Life is good for the Swiss, he is travelling for 6 months as well – much younger than me, a telecommunications technician. Very pleasant and always fun to talk to especially when you are joking about the differences in Switzerland between the 3 different parts. Can’t remember the topic but he made a comment at some point: “In the real Switzerland, you know, the German part, we do…” Never ceases to amaze me how this country is kept together, although I have to admit he was one of the more moderate Swiss-Germans I’ve meet: I speak French, 4 weeks a year when I have to go to “them” for the army (he meant the French-speaking side)
And then there’s Dror, from Tel Aviv, a 19 year-old Israeli, already 3 months in NZ with his own newly bought (second-hand) Honda Accord touring both islands… Jealous I am. (as Yoda would say) Did you know that «(Αγαπώ μια) πιτσιρίκα» is currently the #1 hit in Israel – of course with the necessary remix and additional Hebrew verses, we ended up bugging everybody in the hostel singing it out loud. The Germans just looked over their shoulders, clearly annoyed. We just kept singing louder...
I took the bus for Rotorua with Tobi or we thought we did. As we all got on the bus the driver turns on the engine (it took 3 tries) and as he’s about to put in first gear, we hear a big “CRACK” and he ends up holding the whole gear stick in his hand. “I wonder what would have happened if we were in the middle of the highway…”, I thought to myself as we got off the bus and waited for a replacement bus.
We got to Rotorua and checked in the Funky Green Traveler, an adorable little hostel, very calm, green and with a wonderful garden – I am sorry I have no pictures of it. There was a gas/lava rock barbecue in the garden, a bit bigger than the one we have in our summer house in Anavissos. “It’s BBQ tonight” Tobi said and we went to get some steaks. It was one of the few times I was in a hostel with other people, eating out of a common “pool” of food. Yes, you do eat with other people, they are everywhere, but it’s more about eating next to them than eating with them.
I had missed that part. Last time I did it was in Cairns with James, the tall English guy. The whole process was nice, from loading a trolley with stuff (salads, beers, steaks, sausages, garlic bread) to preparing the meal, first the sausages with some beer, until the huge steaks were ready. Sweet weather, green garden, I felt relaxed and happy. I also realized how much more different this trip would be if I wasn’t alone. It has good and bad sides but eating alone is not one I cherish the most – especially if you are alone in a place for 2-3days, what can you really buy to cook? Pasta, rice, sandwiches and the occasional stake… Cooking & eating with friends is a heavily underestimated process. Now I remember why I invited people over to my place in Geneva to cook and eat on Sundays – I miss that and will definitely get back to doing it when I return. Invite your friends for dinner and cook with them. You don’t need to be away from home for 2 months like me to appreciate it.
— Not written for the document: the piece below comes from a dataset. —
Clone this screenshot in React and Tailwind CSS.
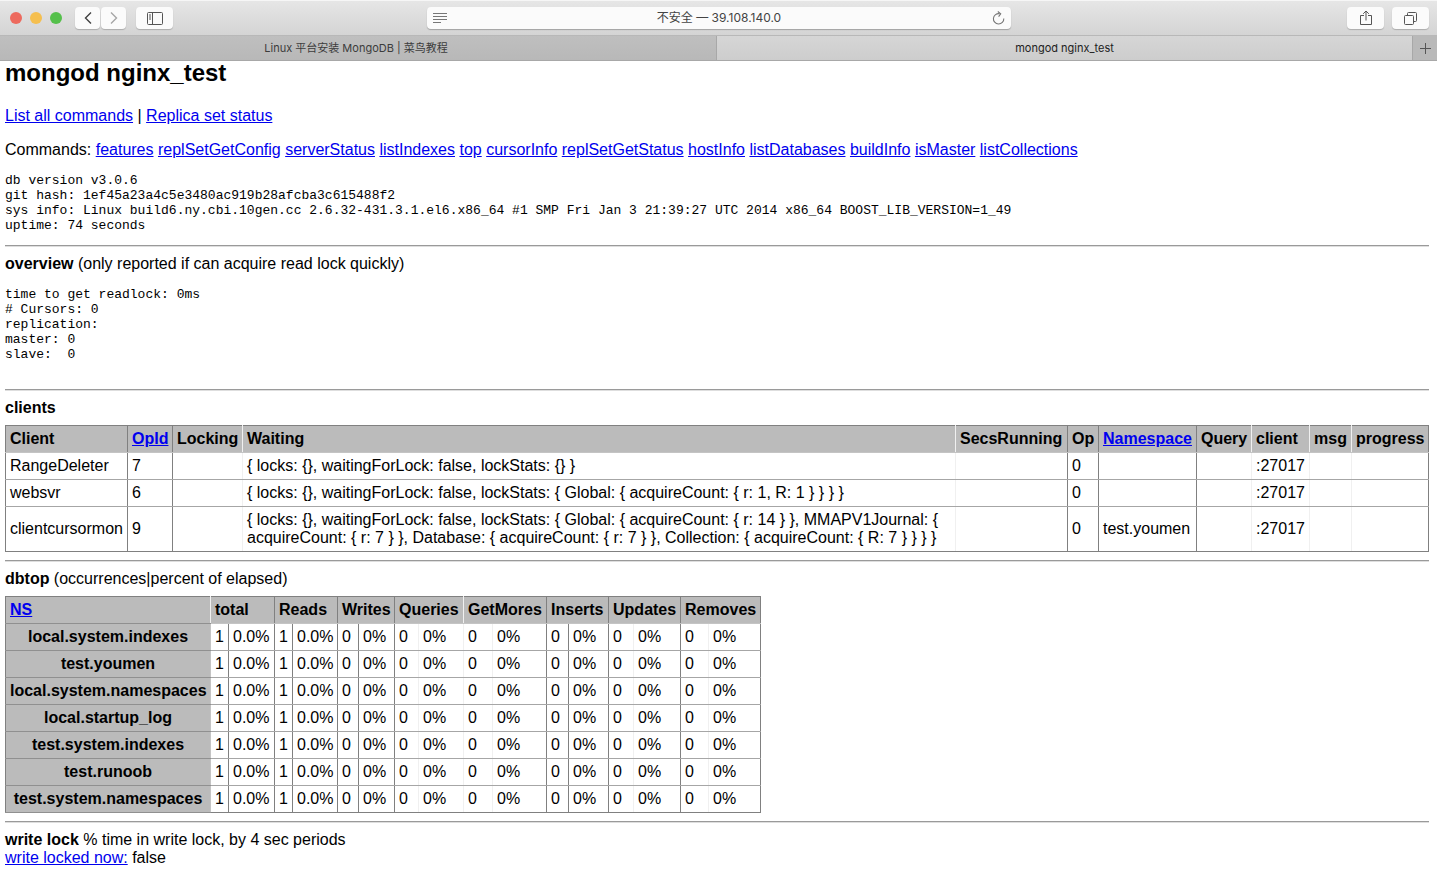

Too tired, too drunk, too bored to go anywhere we stayed in that Saturday night – no need to see Rotorua night life, it’s the same everywhere: pubs, bars, the occasional club and a lot of English & Germans in their early twenties. I’ve given up on that part of entertainment.
Rotorua is famous for 2 things. First of all the volcanic/sulfur earth and heated springs it has, that make the whole town smell like someone is permanently on a bean diet. Second for its very strong Maori (local) culture. I did go to the spa with the other 2 guys – was very nice being in warm water of up to 43 degrees, it was just what I needed after the 20km trek with Frodo & Gandalf the day before. You always meet people in these places. 3 English girls from Brighton that work at EasyJet and Air New Zealand –and as quickly as you get to meet them, off they go to their next stop. The “dragon with the wagon” is what I remember her saying (among other ones that I can’t), a cordial way of referring to female cabin crew. We had a really good talk on the “interesting” aspects of the airline industry. Mom, at the end it was ok that I didn’t try that cabin crew training program for Qatar Airways.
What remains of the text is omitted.